Only the lines from the one containing "TypeScript and Tailwind CSS." through the one containing "import React from 'react'" should be duplicated, exactly as they appear. Pictures are to be left out.

(Web page code records)

---

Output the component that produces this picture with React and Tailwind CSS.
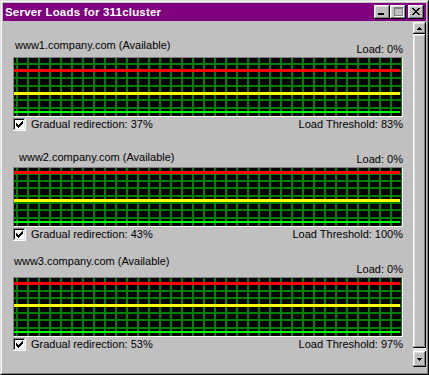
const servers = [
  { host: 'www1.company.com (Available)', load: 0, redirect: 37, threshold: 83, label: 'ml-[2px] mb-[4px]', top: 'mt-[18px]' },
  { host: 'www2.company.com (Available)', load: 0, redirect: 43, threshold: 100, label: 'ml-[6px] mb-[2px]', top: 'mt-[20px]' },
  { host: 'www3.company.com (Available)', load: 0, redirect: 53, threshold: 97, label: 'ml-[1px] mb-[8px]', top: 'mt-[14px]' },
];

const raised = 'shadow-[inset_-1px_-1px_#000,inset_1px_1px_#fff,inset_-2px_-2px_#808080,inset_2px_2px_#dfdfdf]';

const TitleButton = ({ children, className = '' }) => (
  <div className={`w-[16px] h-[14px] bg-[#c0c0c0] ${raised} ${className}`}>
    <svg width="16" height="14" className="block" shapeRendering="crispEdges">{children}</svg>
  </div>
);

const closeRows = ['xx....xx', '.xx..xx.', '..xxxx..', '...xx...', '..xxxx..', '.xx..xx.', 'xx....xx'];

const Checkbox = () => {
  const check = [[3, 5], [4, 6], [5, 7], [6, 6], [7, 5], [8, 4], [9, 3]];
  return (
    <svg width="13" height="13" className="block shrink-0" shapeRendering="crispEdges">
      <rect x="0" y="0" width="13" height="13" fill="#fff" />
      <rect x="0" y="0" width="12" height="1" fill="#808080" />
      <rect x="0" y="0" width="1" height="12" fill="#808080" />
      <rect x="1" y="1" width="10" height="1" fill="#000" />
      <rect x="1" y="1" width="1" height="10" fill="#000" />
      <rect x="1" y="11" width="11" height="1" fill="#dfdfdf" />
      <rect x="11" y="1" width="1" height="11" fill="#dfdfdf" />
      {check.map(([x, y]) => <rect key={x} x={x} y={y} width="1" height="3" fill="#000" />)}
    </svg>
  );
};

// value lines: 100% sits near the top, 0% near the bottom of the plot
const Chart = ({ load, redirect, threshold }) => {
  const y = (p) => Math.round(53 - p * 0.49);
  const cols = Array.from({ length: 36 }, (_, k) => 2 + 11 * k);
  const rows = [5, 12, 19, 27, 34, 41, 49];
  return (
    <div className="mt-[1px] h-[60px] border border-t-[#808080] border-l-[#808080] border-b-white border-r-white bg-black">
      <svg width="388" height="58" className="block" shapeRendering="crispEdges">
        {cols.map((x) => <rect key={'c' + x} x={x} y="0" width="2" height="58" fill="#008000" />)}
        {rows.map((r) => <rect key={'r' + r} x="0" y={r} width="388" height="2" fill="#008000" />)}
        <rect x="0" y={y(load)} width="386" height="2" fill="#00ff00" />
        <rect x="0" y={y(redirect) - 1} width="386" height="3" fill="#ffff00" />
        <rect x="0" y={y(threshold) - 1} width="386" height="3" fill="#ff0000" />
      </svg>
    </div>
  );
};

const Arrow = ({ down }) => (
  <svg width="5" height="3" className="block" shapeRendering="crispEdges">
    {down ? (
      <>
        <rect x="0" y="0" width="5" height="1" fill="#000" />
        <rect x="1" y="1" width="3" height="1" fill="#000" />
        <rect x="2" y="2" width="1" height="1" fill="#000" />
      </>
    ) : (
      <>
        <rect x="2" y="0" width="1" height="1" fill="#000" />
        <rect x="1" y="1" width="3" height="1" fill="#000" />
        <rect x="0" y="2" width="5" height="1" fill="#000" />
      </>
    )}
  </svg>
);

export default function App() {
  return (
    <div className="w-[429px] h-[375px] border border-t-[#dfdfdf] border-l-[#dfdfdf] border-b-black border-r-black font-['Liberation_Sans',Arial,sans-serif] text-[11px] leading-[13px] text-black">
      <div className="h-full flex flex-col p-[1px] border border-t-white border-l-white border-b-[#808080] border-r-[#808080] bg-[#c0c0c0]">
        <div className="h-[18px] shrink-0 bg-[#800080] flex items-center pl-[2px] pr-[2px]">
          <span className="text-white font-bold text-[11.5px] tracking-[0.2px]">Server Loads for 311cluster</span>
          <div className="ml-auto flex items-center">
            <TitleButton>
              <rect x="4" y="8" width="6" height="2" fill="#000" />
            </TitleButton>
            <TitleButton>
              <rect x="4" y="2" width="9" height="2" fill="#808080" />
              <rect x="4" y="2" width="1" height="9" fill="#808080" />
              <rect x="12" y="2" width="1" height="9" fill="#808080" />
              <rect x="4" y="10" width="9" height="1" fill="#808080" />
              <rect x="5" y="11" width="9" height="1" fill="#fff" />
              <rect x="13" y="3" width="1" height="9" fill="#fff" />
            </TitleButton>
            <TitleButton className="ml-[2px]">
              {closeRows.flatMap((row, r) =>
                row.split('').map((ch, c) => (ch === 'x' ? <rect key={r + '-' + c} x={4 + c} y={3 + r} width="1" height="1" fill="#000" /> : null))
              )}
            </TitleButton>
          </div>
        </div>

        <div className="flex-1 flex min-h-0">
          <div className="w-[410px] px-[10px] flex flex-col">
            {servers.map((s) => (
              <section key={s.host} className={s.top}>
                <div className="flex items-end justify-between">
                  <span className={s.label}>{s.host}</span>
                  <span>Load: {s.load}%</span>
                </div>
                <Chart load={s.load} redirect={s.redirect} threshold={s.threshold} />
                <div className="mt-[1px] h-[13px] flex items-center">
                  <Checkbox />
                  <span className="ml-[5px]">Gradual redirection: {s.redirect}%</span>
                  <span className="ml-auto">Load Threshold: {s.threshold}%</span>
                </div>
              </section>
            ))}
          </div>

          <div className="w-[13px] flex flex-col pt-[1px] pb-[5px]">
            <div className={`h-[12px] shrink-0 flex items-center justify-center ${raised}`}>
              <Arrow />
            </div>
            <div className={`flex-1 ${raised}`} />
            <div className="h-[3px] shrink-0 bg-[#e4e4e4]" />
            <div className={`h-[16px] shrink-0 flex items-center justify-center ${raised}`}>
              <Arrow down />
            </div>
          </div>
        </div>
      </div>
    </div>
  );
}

---

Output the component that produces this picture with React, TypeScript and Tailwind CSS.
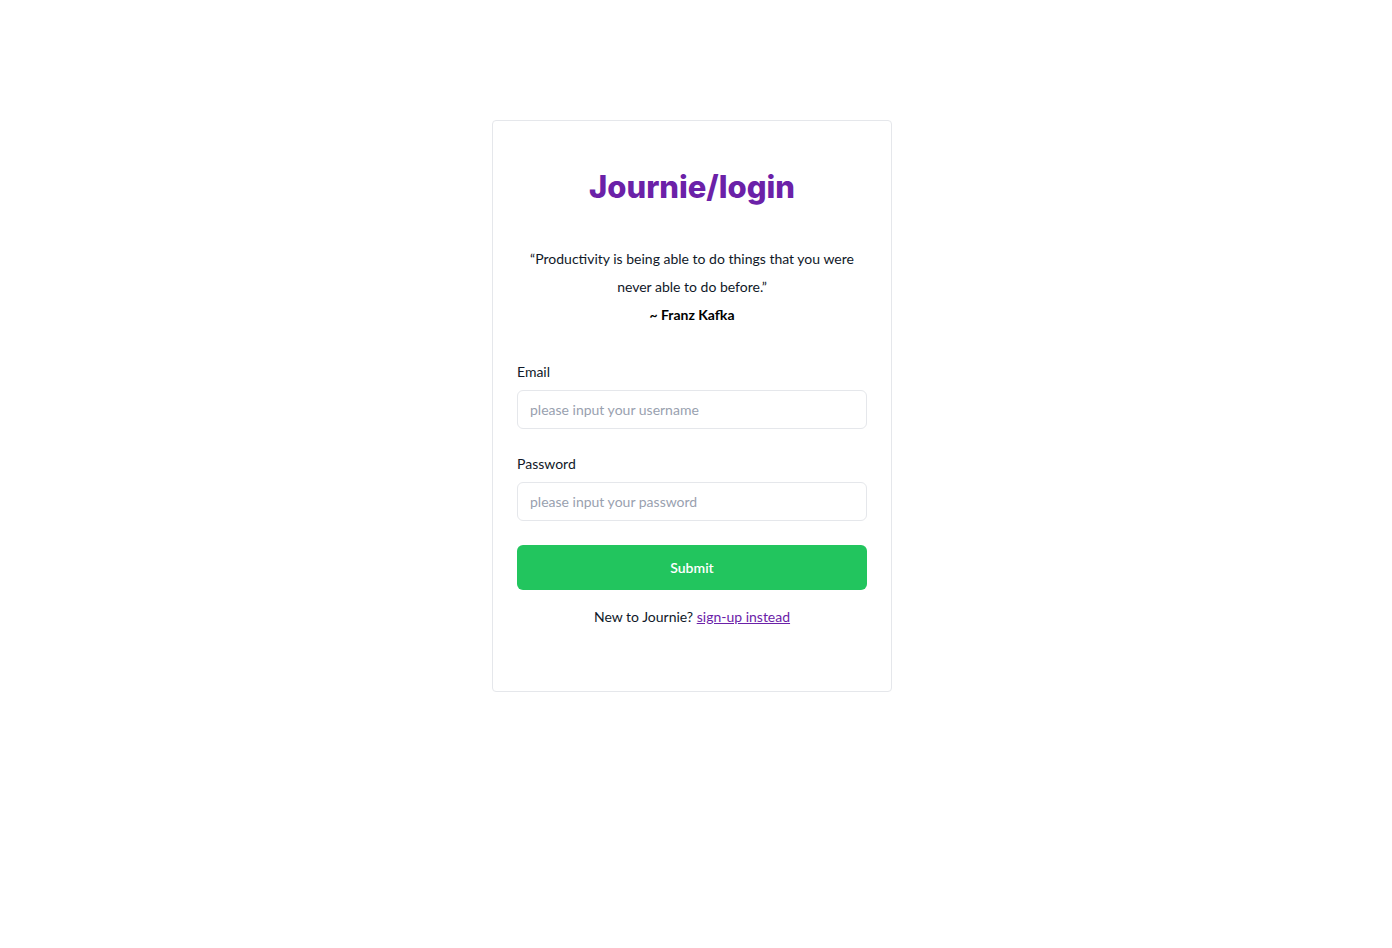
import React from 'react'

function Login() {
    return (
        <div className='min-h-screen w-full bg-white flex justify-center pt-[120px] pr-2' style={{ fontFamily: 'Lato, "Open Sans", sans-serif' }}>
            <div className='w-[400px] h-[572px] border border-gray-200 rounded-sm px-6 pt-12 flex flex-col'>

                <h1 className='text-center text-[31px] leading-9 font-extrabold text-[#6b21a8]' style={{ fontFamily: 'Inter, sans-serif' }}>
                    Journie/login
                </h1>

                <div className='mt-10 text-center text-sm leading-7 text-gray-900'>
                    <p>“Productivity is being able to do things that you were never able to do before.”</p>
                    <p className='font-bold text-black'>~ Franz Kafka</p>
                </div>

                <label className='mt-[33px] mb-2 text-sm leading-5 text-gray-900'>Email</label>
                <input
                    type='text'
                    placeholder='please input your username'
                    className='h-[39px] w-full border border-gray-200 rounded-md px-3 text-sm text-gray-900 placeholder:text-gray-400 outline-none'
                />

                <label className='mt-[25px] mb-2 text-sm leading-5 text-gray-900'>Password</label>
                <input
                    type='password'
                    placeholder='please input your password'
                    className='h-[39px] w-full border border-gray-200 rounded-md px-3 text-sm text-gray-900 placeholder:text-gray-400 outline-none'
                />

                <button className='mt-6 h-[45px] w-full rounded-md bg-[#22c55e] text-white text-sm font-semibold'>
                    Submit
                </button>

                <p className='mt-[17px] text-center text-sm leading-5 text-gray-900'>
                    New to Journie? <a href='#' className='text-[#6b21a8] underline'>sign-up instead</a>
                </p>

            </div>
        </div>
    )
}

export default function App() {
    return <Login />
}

---

## The result:
Output the component that produces this picture with React, TypeScript and Tailwind CSS.
import React from 'react'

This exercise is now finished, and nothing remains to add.